>> Start Data excerpt
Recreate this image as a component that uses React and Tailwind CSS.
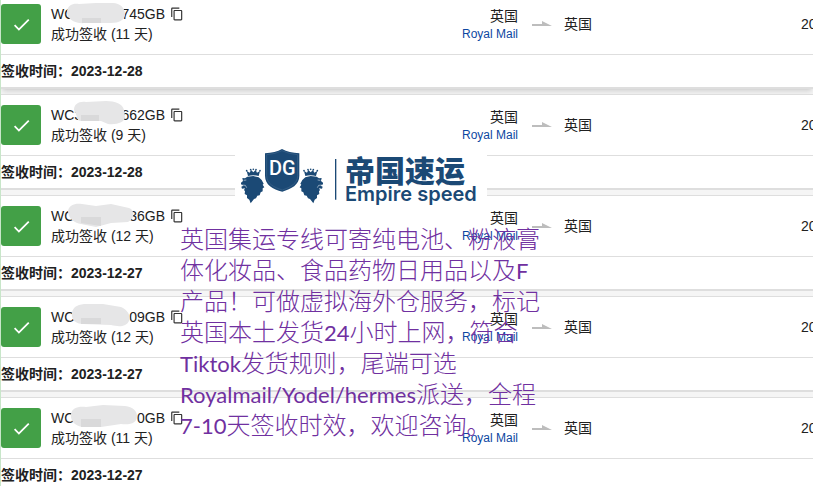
import { MdCheck, MdContentCopy } from 'react-icons/md';

const parcels = [
  {
    id: 1, prefix: 'WC', suffix: '745GB', days: 11, date: '2023-12-28',
    blob: 'M16 11C17 5 22 3 28 4L45 3L62 3C69 3 74 8 74 14C74 20 68 23 60 23L34 23C24 24 15 19 16 11Z',
    shade: 'M31 18h19v5h-19Z',
  },
  {
    id: 2, prefix: 'WC3', suffix: '662GB', days: 9, date: '2023-12-28',
    blob: 'M23 9C23 3 28 0 35 1L55 0C64 0 72 3 73 9L74 16C74 21 66 24 57 23L50 20L30 20C25 20 27 15 23 9Z',
    shade: 'M30 14h18v6h-18Z',
  },
  {
    id: 3, prefix: 'WC', suffix: '36GB', days: 12, date: '2023-12-27',
    blob: 'M17 9C18 3 24 1 31 2L45 4L60 2L78 6C84 8 84 17 77 20L60 21L45 25L30 22C24 21 17 17 17 9Z',
    shade: 'M30 15h20v9l-20 -3Z',
  },
  {
    id: 4, prefix: 'WC', suffix: '09GB', days: 12, date: '2023-12-27',
    blob: 'M21 10C22 3 28 1 36 1L52 1L70 4C77 7 80 13 78 18C75 24 68 24 60 22L32 21C25 21 20 17 21 10Z',
    shade: 'M30 15h20v6h-20Z',
  },
  {
    id: 5, prefix: 'WC', suffix: '0GB', days: 11, date: '2023-12-27',
    blob: 'M20 10C21 4 27 2 35 3L52 1L74 2C82 3 86 7 86 12C86 19 80 21 70 20L50 23L32 23C24 22 19 17 20 10Z',
    shade: 'M30 15h20v8h-20Z',
  },
];

function Arrow() {
  return (
    <svg viewBox="0 0 20 6" className="mr-3 ml-3.5 h-1.5 w-5 shrink-0 fill-[#bdbdbd]" aria-hidden="true">
      <path d="M0 3H10V0L20 5H0Z" />
    </svg>
  );
}

function ParcelCard({ parcel }) {
  return (
    <article className="mb-[5px] border-t border-b-2 border-[#dedede] bg-white first:shadow-md">
      <div className="flex items-center border-b border-[#dedede] py-2.5">
        <span className="flex h-10 w-10 shrink-0 items-center justify-center rounded-[3px] bg-[#43a047] text-white">
          <MdCheck size={21} />
        </span>

        <div className="ml-2.5 flex-1 leading-5">
          <div className="relative flex items-center">
            <span className="flex w-[114px] justify-between">
              <span>{parcel.prefix}</span>
              <span>{parcel.suffix}</span>
            </span>
            {/* Hides the middle of the tracking number */}
            <svg viewBox="0 0 90 30" className="absolute -top-1 left-0 h-[30px] w-[90px]" aria-hidden="true">
              <path d={parcel.blob} fill="#e6e6e7" />
              <path d={parcel.shade} fill="#d9d9da" />
            </svg>
            <button type="button" aria-label="复制单号" className="ml-[5px] text-[#333]">
              <MdContentCopy size={14} />
            </button>
          </div>
          <p>成功签收 ({parcel.days} 天)</p>
        </div>

        <div className="w-24 shrink-0 text-right leading-5">
          <p>英国</p>
          <a href="#royal-mail" className="block text-xs leading-4 text-[#0d47a1]">Royal Mail</a>
        </div>
        <Arrow />
        <p className="w-[237px] shrink-0">英国</p>
        <p className="w-3 shrink-0 overflow-hidden whitespace-nowrap">20</p>
      </div>
      <p className="h-8 font-bold leading-8">签收时间：{parcel.date}</p>
    </article>
  );
}

function Lion() {
  return (
    <>
      <path d="M48 108L44 93L53 98L57 90L64 97L71 90L75 98L84 93L80 108Q64 104 48 108Z" />
      <circle cx="44" cy="92" r="2.5" />
      <circle cx="56" cy="89" r="2.5" />
      <circle cx="64" cy="88" r="2.5" />
      <circle cx="72" cy="89" r="2.5" />
      <circle cx="84" cy="92" r="2.5" />
      <path d="M31 114L39 115L46 110L64 108L80 112L89 120L95 131L92 134L97 142L92 145L92 154L86 157L83 166L76 167L72 175L66 177L56 190L52 179L45 174L45 166L38 162L39 154L36 150L39 145L30 146L28 140L34 137L27 133L27 128L33 123Z" />
      <path d="M35 121L43 120M29 135L40 136L44 143" fill="none" stroke="#fff" strokeWidth="1.5" />
    </>
  );
}

function Logo() {
  return (
    <div className="absolute top-[148px] left-[234px] flex h-[65px] w-[252px] items-center bg-white text-[#1b4975]">
      <svg viewBox="9 24 312 195" className="h-[65px] w-[104px] shrink-0 fill-current" aria-hidden="true">
        <path d="M99 40Q130 38 150 27Q171 38 202 40V107C202 135 178 146 151 155C122 147 99 135 99 107Z" />
        <path d="M104 44Q131 42 150 32Q170 42 197 44V106C197 131 176 141 151 150C125 142 104 131 104 106Z" fill="none" stroke="#5f81a1" strokeWidth="1" />
        <text x="151" y="104" textAnchor="middle" fill="#fff" className="font-[Roboto,sans-serif] text-[60px] font-medium">DG</text>
        <Lion />
        <g transform="translate(300 0) scale(-1 1)">
          <Lion />
        </g>
        <path d="M309 57h4v122h-4Z" />
      </svg>
      <div className="ml-1.5 whitespace-nowrap">
        <p className="font-['Noto_Sans_CJK_SC',sans-serif] text-[30px] leading-[26px] font-black">帝国速运</p>
        <p className="font-[Inter,sans-serif] text-xl leading-6 font-semibold">Empire speed</p>
      </div>
    </div>
  );
}

function Notice() {
  return (
    <div className="absolute top-[223px] left-[179px] font-[Lato,'Noto_Sans_CJK_SC',sans-serif] text-2xl leading-[31px] font-light whitespace-nowrap text-[#7030a0]">
      <p>英国集运专线可寄纯电池、粉液膏</p>
      <p>体化妆品、食品药物日用品以及<Latin>F</Latin></p>
      <p>产品！可做虚拟海外仓服务，标记</p>
      <p>英国本土发货<Latin>24</Latin>小时上网，符合</p>
      <p><Latin>Tiktok</Latin>发货规则，尾端可选</p>
      <p><Latin>Royalmail/Yodel/hermes</Latin>派送，全程</p>
      <p><Latin>7-10</Latin>天签收时效，欢迎咨询。</p>
    </div>
  );
}

function Latin({ children }) {
  return <span className="text-[22px] leading-none font-normal">{children}</span>;
}

export default function App() {
  return (
    <main className="relative h-screen overflow-hidden border-l border-[#c8e6c9] bg-[#f5f5f5] font-['Liberation_Sans','Noto_Sans_CJK_SC',sans-serif] text-sm text-[#212121]">
      <div className="-mt-[7px]">
        {parcels.map((parcel) => (
          <ParcelCard key={parcel.id} parcel={parcel} />
        ))}
      </div>
      <Logo />
      <Notice />
    </main>
  );
}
>> End Data excerpt
Given instruction - Reproduce all of the data exactly; the pictures do not belong in the copy.

Written answer -
Recreate this image as a component that uses React and Tailwind CSS.
import { MdCheck, MdContentCopy } from 'react-icons/md';

const parcels = [
  {
    id: 1, prefix: 'WC', suffix: '745GB', days: 11, date: '2023-12-28',
    blob: 'M16 11C17 5 22 3 28 4L45 3L62 3C69 3 74 8 74 14C74 20 68 23 60 23L34 23C24 24 15 19 16 11Z',
    shade: 'M31 18h19v5h-19Z',
  },
  {
    id: 2, prefix: 'WC3', suffix: '662GB', days: 9, date: '2023-12-28',
    blob: 'M23 9C23 3 28 0 35 1L55 0C64 0 72 3 73 9L74 16C74 21 66 24 57 23L50 20L30 20C25 20 27 15 23 9Z',
    shade: 'M30 14h18v6h-18Z',
  },
  {
    id: 3, prefix: 'WC', suffix: '36GB', days: 12, date: '2023-12-27',
    blob: 'M17 9C18 3 24 1 31 2L45 4L60 2L78 6C84 8 84 17 77 20L60 21L45 25L30 22C24 21 17 17 17 9Z',
    shade: 'M30 15h20v9l-20 -3Z',
  },
  {
    id: 4, prefix: 'WC', suffix: '09GB', days: 12, date: '2023-12-27',
    blob: 'M21 10C22 3 28 1 36 1L52 1L70 4C77 7 80 13 78 18C75 24 68 24 60 22L32 21C25 21 20 17 21 10Z',
    shade: 'M30 15h20v6h-20Z',
  },
  {
    id: 5, prefix: 'WC', suffix: '0GB', days: 11, date: '2023-12-27',
    blob: 'M20 10C21 4 27 2 35 3L52 1L74 2C82 3 86 7 86 12C86 19 80 21 70 20L50 23L32 23C24 22 19 17 20 10Z',
    shade: 'M30 15h20v8h-20Z',
  },
];

function Arrow() {
  return (
    <svg viewBox="0 0 20 6" className="mr-3 ml-3.5 h-1.5 w-5 shrink-0 fill-[#bdbdbd]" aria-hidden="true">
      <path d="M0 3H10V0L20 5H0Z" />
    </svg>
  );
}

function ParcelCard({ parcel }) {
  return (
    <article className="mb-[5px] border-t border-b-2 border-[#dedede] bg-white first:shadow-md">
      <div className="flex items-center border-b border-[#dedede] py-2.5">
        <span className="flex h-10 w-10 shrink-0 items-center justify-center rounded-[3px] bg-[#43a047] text-white">
          <MdCheck size={21} />
        </span>

        <div className="ml-2.5 flex-1 leading-5">
          <div className="relative flex items-center">
            <span className="flex w-[114px] justify-between">
              <span>{parcel.prefix}</span>
              <span>{parcel.suffix}</span>
            </span>
            {/* Hides the middle of the tracking number */}
            <svg viewBox="0 0 90 30" className="absolute -top-1 left-0 h-[30px] w-[90px]" aria-hidden="true">
              <path d={parcel.blob} fill="#e6e6e7" />
              <path d={parcel.shade} fill="#d9d9da" />
            </svg>
            <button type="button" aria-label="复制单号" className="ml-[5px] text-[#333]">
              <MdContentCopy size={14} />
            </button>
          </div>
          <p>成功签收 ({parcel.days} 天)</p>
        </div>

        <div className="w-24 shrink-0 text-right leading-5">
          <p>英国</p>
          <a href="#royal-mail" className="block text-xs leading-4 text-[#0d47a1]">Royal Mail</a>
        </div>
        <Arrow />
        <p className="w-[237px] shrink-0">英国</p>
        <p className="w-3 shrink-0 overflow-hidden whitespace-nowrap">20</p>
      </div>
      <p className="h-8 font-bold leading-8">签收时间：{parcel.date}</p>
    </article>
  );
}

function Lion() {
  return (
    <>
      <path d="M48 108L44 93L53 98L57 90L64 97L71 90L75 98L84 93L80 108Q64 104 48 108Z" />
      <circle cx="44" cy="92" r="2.5" />
      <circle cx="56" cy="89" r="2.5" />
      <circle cx="64" cy="88" r="2.5" />
      <circle cx="72" cy="89" r="2.5" />
      <circle cx="84" cy="92" r="2.5" />
      <path d="M31 114L39 115L46 110L64 108L80 112L89 120L95 131L92 134L97 142L92 145L92 154L86 157L83 166L76 167L72 175L66 177L56 190L52 179L45 174L45 166L38 162L39 154L36 150L39 145L30 146L28 140L34 137L27 133L27 128L33 123Z" />
      <path d="M35 121L43 120M29 135L40 136L44 143" fill="none" stroke="#fff" strokeWidth="1.5" />
    </>
  );
}

function Logo() {
  return (
    <div className="absolute top-[148px] left-[234px] flex h-[65px] w-[252px] items-center bg-white text-[#1b4975]">
      <svg viewBox="9 24 312 195" className="h-[65px] w-[104px] shrink-0 fill-current" aria-hidden="true">
        <path d="M99 40Q130 38 150 27Q171 38 202 40V107C202 135 178 146 151 155C122 147 99 135 99 107Z" />
        <path d="M104 44Q131 42 150 32Q170 42 197 44V106C197 131 176 141 151 150C125 142 104 131 104 106Z" fill="none" stroke="#5f81a1" strokeWidth="1" />
        <text x="151" y="104" textAnchor="middle" fill="#fff" className="font-[Roboto,sans-serif] text-[60px] font-medium">DG</text>
        <Lion />
        <g transform="translate(300 0) scale(-1 1)">
          <Lion />
        </g>
        <path d="M309 57h4v122h-4Z" />
      </svg>
      <div className="ml-1.5 whitespace-nowrap">
        <p className="font-['Noto_Sans_CJK_SC',sans-serif] text-[30px] leading-[26px] font-black">帝国速运</p>
        <p className="font-[Inter,sans-serif] text-xl leading-6 font-semibold">Empire speed</p>
      </div>
    </div>
  );
}

function Notice() {
  return (
    <div className="absolute top-[223px] left-[179px] font-[Lato,'Noto_Sans_CJK_SC',sans-serif] text-2xl leading-[31px] font-light whitespace-nowrap text-[#7030a0]">
      <p>英国集运专线可寄纯电池、粉液膏</p>
      <p>体化妆品、食品药物日用品以及<Latin>F</Latin></p>
      <p>产品！可做虚拟海外仓服务，标记</p>
      <p>英国本土发货<Latin>24</Latin>小时上网，符合</p>
      <p><Latin>Tiktok</Latin>发货规则，尾端可选</p>
      <p><Latin>Royalmail/Yodel/hermes</Latin>派送，全程</p>
      <p><Latin>7-10</Latin>天签收时效，欢迎咨询。</p>
    </div>
  );
}

function Latin({ children }) {
  return <span className="text-[22px] leading-none font-normal">{children}</span>;
}

export default function App() {
  return (
    <main className="relative h-screen overflow-hidden border-l border-[#c8e6c9] bg-[#f5f5f5] font-['Liberation_Sans','Noto_Sans_CJK_SC',sans-serif] text-sm text-[#212121]">
      <div className="-mt-[7px]">
        {parcels.map((parcel) => (
          <ParcelCard key={parcel.id} parcel={parcel} />
        ))}
      </div>
      <Logo />
      <Notice />
    </main>
  );
}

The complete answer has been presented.